I’m feeling a little low today. I feel like I am either forgetting about things or I don’t have enough time to get things done.

We signed the kids up for swimming lessons. We were going to bang them out over the course of two weeks. Then I got a job. I rescheduled swimming lessons to every Saturday morning. Every. Single. Saturday I have had my alarm on my phone go off to remind me about swimming in 30 minutes. Every. Single. Time I pretty much drop an F bomb because I have forgotten about swimming.

The husband has been under the weather and not sleeping well. I was working this past Saturday morning. I felt my phone vibrate but didn’t check it right away. Guess what it was. Yep, that effing alarm saying “Hey you forgetful dumbass, it’s swimming!!”

I checked my phone at 9:20am. Swore as I read the message on the screen. Dialed husband. Woke husband. Said swimming in 10 minutes.
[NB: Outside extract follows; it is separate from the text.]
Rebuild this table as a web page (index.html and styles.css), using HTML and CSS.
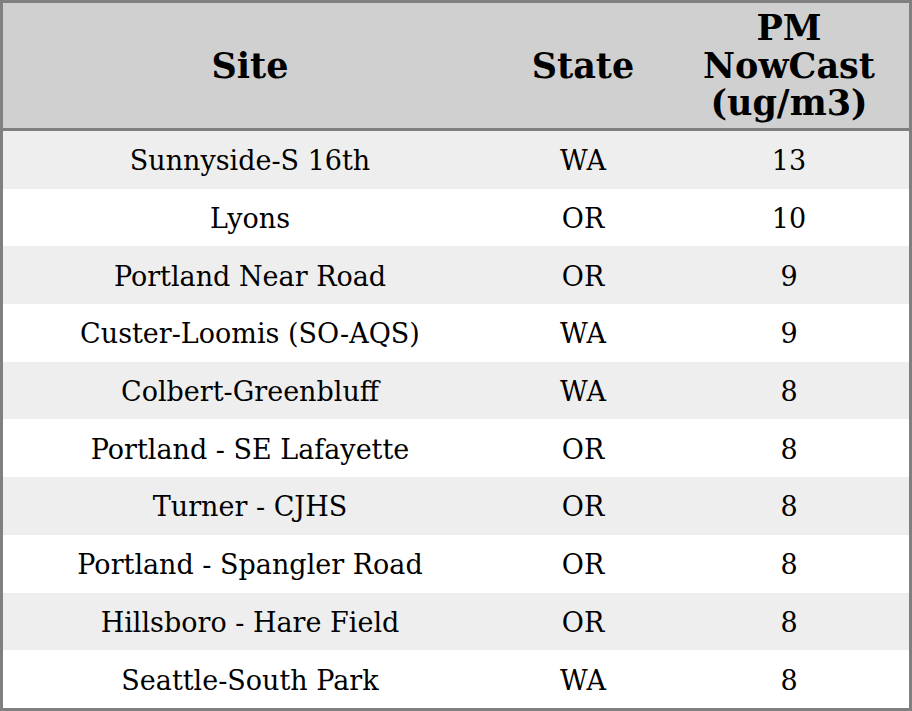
FILE: index.html
```html
<!DOCTYPE html>
<html>
<head>
<meta charset="utf-8">
<link rel="stylesheet" href="styles.css">
</head>
<body>
<table class="pm-table">
  <colgroup>
    <col class="col-site">
    <col class="col-state">
    <col class="col-pm">
  </colgroup>
  <thead>
    <tr class="head-row">
      <th>Site</th>
      <th>State</th>
      <th>PM<br>NowCast<br>(ug/m3)</th>
    </tr>
  </thead>
  <tbody>
    <tr><td>Sunnyside-S 16th</td><td>WA</td><td>13</td></tr>
    <tr><td>Lyons</td><td>OR</td><td>10</td></tr>
    <tr><td>Portland Near Road</td><td>OR</td><td>9</td></tr>
    <tr><td>Custer-Loomis (SO-AQS)</td><td>WA</td><td>9</td></tr>
    <tr><td>Colbert-Greenbluff</td><td>WA</td><td>8</td></tr>
    <tr><td>Portland - SE Lafayette</td><td>OR</td><td>8</td></tr>
    <tr><td>Turner - CJHS</td><td>OR</td><td>8</td></tr>
    <tr><td>Portland - Spangler Road</td><td>OR</td><td>8</td></tr>
    <tr><td>Hillsboro - Hare Field</td><td>OR</td><td>8</td></tr>
    <tr><td>Seattle-South Park</td><td>WA</td><td>8</td></tr>
  </tbody>
</table>
</body>
</html>
```
FILE: styles.css
```css
html, body {
  margin: 0;
  padding: 0;
  background: #ffffff;
}
.pm-table {
  width: 912px;
  height: 711px;
  box-sizing: border-box;
  border: 3px solid #808080;
  border-collapse: separate;
  border-spacing: 0;
  table-layout: fixed;
  font-family: "DejaVu Serif", serif;
  color: #000;
}
.col-site { width: 494px; }
.col-state { width: 172px; }
.col-pm { width: 240px; }
.head-row th {
  background: #d0d0d0;
  font-size: 35px;
  font-weight: bold;
  line-height: 37.5px;
  height: 125px;
  padding: 0;
  text-align: center;
  vertical-align: middle;
  border-bottom: 3px solid #808080;
}
.pm-table td {
  font-size: 27px;
  text-align: center;
  vertical-align: middle;
  padding: 2px 0 0 0;
  height: 55.7px;
}
.pm-table tbody tr:nth-child(odd) td {
  background: #eeeeee;
}
```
He swore and I hung up on him, not because of the swearing but because I needed to do my job.

I have two calendars. Well, three if you count the one on my phone. The two paper calendars are located in the kitchen and my office. The two places in the house that grown ups can usually be found. I have even colour coded the damn things!!! Yet, lately I can’t get my shit together. I am forgetting all sorts of crap and this is not me. (I left this to make lunch…guess who forgot to come back after lunch was done!?!)

This brings us to money. The kids all need to get jobs today and start saving for the future. We did our back to school supply shopping today. It’s a damn good thing I have a job. I picked up a few good deals on crayons and markers for around the house, but geez I feel like I spent quite a bit on just the crap they need to take to school. We also hit up the dollar store for some afternoon crafts. Our weather isn’t sure if it wants to rain or not and this seems to be giving me a nice headache. I also just need a break after working 4 days straight. It was steady at work. I work in the ER and there was something in the air this weekend. We were just busy busy busy. I felt bad for the nursing staff as they were short staffed and very over worked. Thankfully I am off until Friday to get in some much needed snuggle time with the kids.

According to Google, there are 24 days 6 hours 59 minutes and 40 seconds until the first day of school. So enjoy that!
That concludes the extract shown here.